KB: These pieces are much more intuitive, spontaneous and personal for me. The first site specific pieces I did were in a residency studio at Kimmel Harding Nelson Center. I was there for two weeks away from my family, and while it was awesome to focus on my work, the level at which I missed them and the isolation in the studio made me start to see the space I was in as a sort of found object, infused with so many fragments of poetry. When I came back home, this instinct followed me.
I spend my life in my house. All the roles I am in as a mother, an artist, a wife and a writer happen here, and at times I have internal struggle between those roles. Any guilt, excitement, longing, stress, loss or victory I experience happens here. So the walls, the driveway, the garage door- I just respond to them with text.
I have plans to do several more interventions within my home this coming year and open it up for a one night happening so that I can share these works that really don’t belong anywhere else.
AE: You recently did a collaborative work with your husband (and fellow artist), Emmett Potter, which took the form of a 43-foot mural in Phoenix, at the corner of Central and Camelback. Is this the first time you have worked together artistically? What was the process like? Any future collaborations in the works?
KB: Emmett and I had only collaborated on one other piece before. We had such a blast designing and painting the mural and it was a really fluid process working together. Creating art in public is so energizing! We have plans of doing another one soon, but no details yet to share.
AE: In addition to your own practice, you also frequently write for the online art magazines Fecal Face and Beautiful/Decay, as well previously for Phoenix’s Java Magazine. What kind of relationship does writing have to your artwork? Do you see it as an extension of your art practice, or something separate?

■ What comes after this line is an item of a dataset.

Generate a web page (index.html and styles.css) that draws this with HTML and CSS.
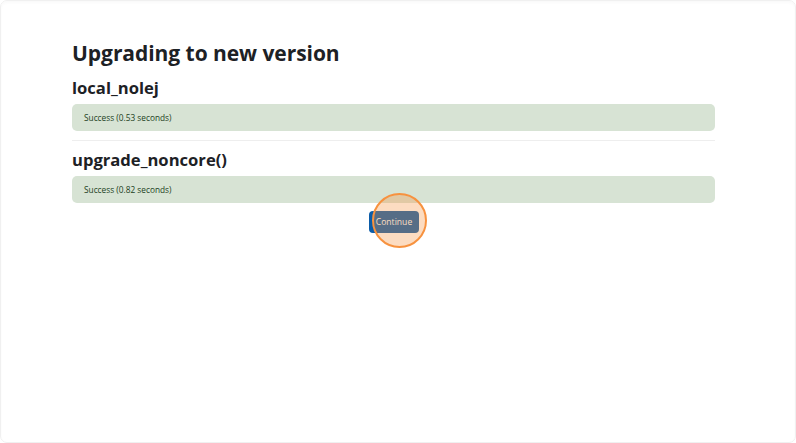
FILE: index.html
```html
<!DOCTYPE html>
<html>
<head>
<meta charset="utf-8">
<link rel="stylesheet" href="styles.css">
</head>
<body>
<div class="frame">
  <main class="content">
    <h2 class="title">Upgrading to new version</h2>
    <h3 class="section">local_nolej</h3>
    <div class="alert">Success (0.53 seconds)</div>
    <hr class="sep">
    <h3 class="section">upgrade_noncore()</h3>
    <div class="alert">Success (0.82 seconds)</div>
    <div class="actions">
      <button class="btn">Continue</button>
      <span class="highlight"></span>
    </div>
  </main>
</div>
</body>
</html>
```

FILE: styles.css
```css
html, body {
  margin: 0;
  padding: 0;
  width: 796px;
  height: 443px;
  overflow: hidden;
  background: #fff;
}
.frame {
  box-sizing: border-box;
  width: 796px;
  height: 443px;
  border: 1px solid #f0f0f0;
  border-radius: 7px;
  box-shadow: inset 0 2px 3px rgba(0,0,0,0.025);
  padding: 0 80px 0 71px;
  font-family: "Open Sans", "Noto Sans", sans-serif;
  color: #1d2125;
}
.content {
  display: flex;
  flex-direction: column;
}
.title {
  margin: 36px 0 0;
  font-size: 21px;
  font-weight: 700;
  line-height: 32px;
  letter-spacing: -0.05px;
}
.section {
  margin: 6px 0 0;
  font-size: 16.6px;
  font-weight: 700;
  line-height: 26px;
}
.alert {
  margin-top: 3px;
  height: 27px;
  box-sizing: border-box;
  padding: 0 12px;
  display: flex;
  align-items: center;
  background: #d7e3d4;
  border-radius: 5px;
  color: #1c3f1c;
  font-size: 8.3px;
}
.sep {
  margin: 9px 0 0;
  border: 0;
  border-top: 1.5px solid #eeeeee;
  height: 0;
}
.actions {
  position: relative;
  display: flex;
  justify-content: center;
  margin-top: 8px;
  padding-left: 1px;
}
.btn {
  height: 22px;
  width: 50px;
  padding: 0;
  border: 0;
  border-radius: 4px;
  background: #0b5ca8;
  color: #fff;
  font-family: "Open Sans", "Noto Sans", sans-serif;
  font-size: 8.6px;
}
.highlight {
  position: absolute;
  left: 300px;
  top: -18px;
  width: 51px;
  height: 51px;
  border: 2px solid #f7923f;
  border-radius: 50%;
  background: rgba(247, 145, 61, 0.32);
}
```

KB: I happened into arts writing over a year ago and found that I loved it. It’s a way for me to continue to think critically and discover new artists, movements, places, etc. on a regular basis which is important to me, and the act of processing and writing about all these things keeps me engaged in art as a whole on a deeper level. And I’ve met some of the most inspiring people who I feel have taught me a lot as an artist- whether they know it or not.
AE: You’re currently working towards a few shows; can you tell us more about them, and what you are working on?
KB: I have a huge show with Emmett at the Joseph Gross Gallery at University of Arizona that opens in May. It’s such an incredible space so I will have some installation work with some video components in that show. I also am working on paintings and sculptures for a couple of really exciting shows coming up this spring and in the fall- but I can’t say much about those shows yet.
AE: Well it’s been a pleasure looking at and talking about your work. Thanks so much for your time!
KB: Thanks Andrea! I so enjoyed sharing my work with you.